Egyptian actor (1910–1983)

Mahmoud el-Meligy (محمود المليجي, Maḥmoūd el-Meleygī; 22 December 1910 - 6 June 1983) was an Egyptian screenwriter and an actor of film, theater, and television. He started his career playing minor roles but achieved stardom in the late 1930s. A popular and award-winning actor, he has acted in hundreds of films and was famous for his evil, villain roles.

==Career==
El-Meligy is the descendant of an Egyptian family that took its name from the Egyptian city of Melieg in Monufia Governorate. His breakthrough role came when Mohamed Abdel Wahab chose him to star in the film Lastu Mallak (I'm Not an Angel). He was paid 900 Egyptian pounds and quickly achieved stardom. People praised him for the villain role he played in that film, and film critics described him as “the wickedness of cinema”.

==Personal life==
Mahmoud el-Meligy met the Egyptian actress Alwiya Gamil in 1938 and married her in 1939. He acted in several films with her. The couple had a happy and strong relationship. They did not have children together but raised two sons, Gamal El-Din and Morsi, and a daughter, Isis, from Alwiya's previous marriage. In 1963, after 24 years of his marriage to Alwiya Gamil, he married another woman, a young actress named Fawziyah al-Ansari, but their marriage lasted no longer than three days. Alwiya had allegedly compelled him to divorce her.

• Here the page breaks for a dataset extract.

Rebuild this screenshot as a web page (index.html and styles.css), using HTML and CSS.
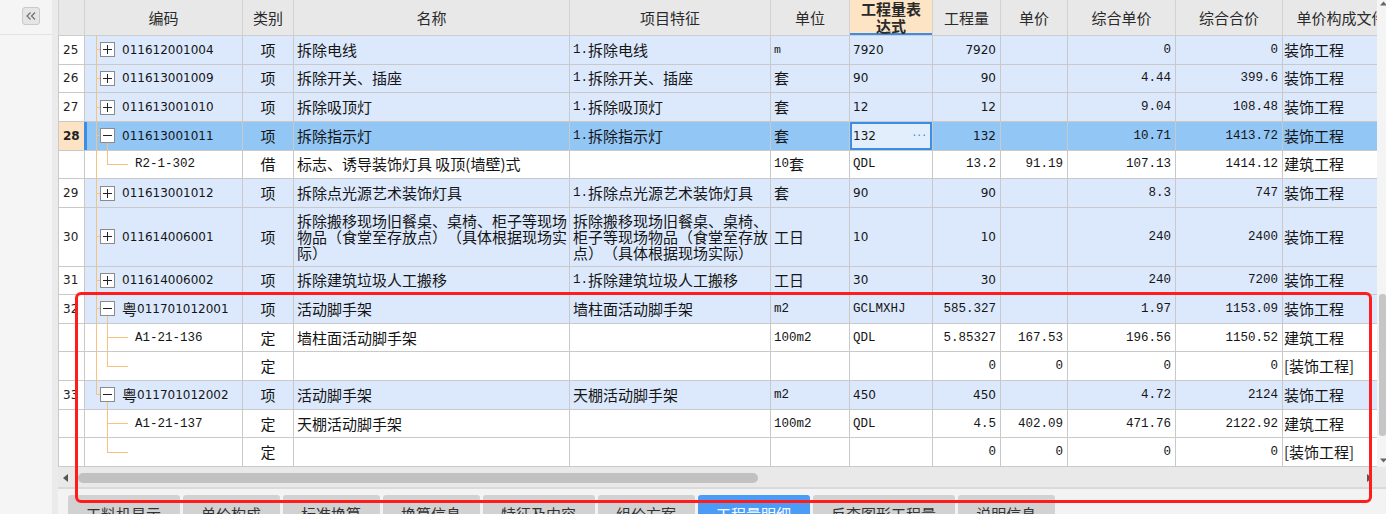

His marriage with Alwiya Gamil ended in 1983, with his death.

==Selected filmography==
- 1936: Weddad
- 1942: Ibn El-balad
- 1944: Berlanti
- 1947: Prisoner of Darkness
- 1949: The Flirtation of Girls
- 1951: Son of the Nile
- 1951: Your Day Will Come
- 1952: Ament Bellah
- 1953: A Million Pounds
- 1954: The Unjust Angel
- 1954: Delight of My Eyes
- 1957: The Tough
- 1958: Today’s Youth
- 1958: Jamila, the Algerian
- 1961: Oh Islam
- 1962: The Cursed Palace
- 1963: Saladin
- 1968: The Splendor of Love
- 1970: Sunset and Sunrise
- 1970: The Land
- 1971: Confessions of A Woman
- 1971: The Choice
- 1972: Featureless Men
- 1972: Those People of the Nile
- 1972: A Call for Life
- 1972: The Sparrow
- 1974: Dunya
- 1976: The Return of the Prodigal Son
- 1978: Roadless Traveller
- 1981: Zeyara Serreya
- 1982: An Egyptian Story
- 1983: Ayoub

== Awards received ==
For his prior and distinguished work, he was honored by the Arab Republic of Egypt and won the gold medal for the first distinguished people. He won the “State Encouragement Award for Acting” in 1972, and a “Certificate of Appreciation” on the Art Festival in 1977. He was also appointed as a member of the Shura Council, in 1980, and he obtained many awards, including the Medal of Sciences and Arts» in 1946, and the Medal of Cedar, from Lebanon.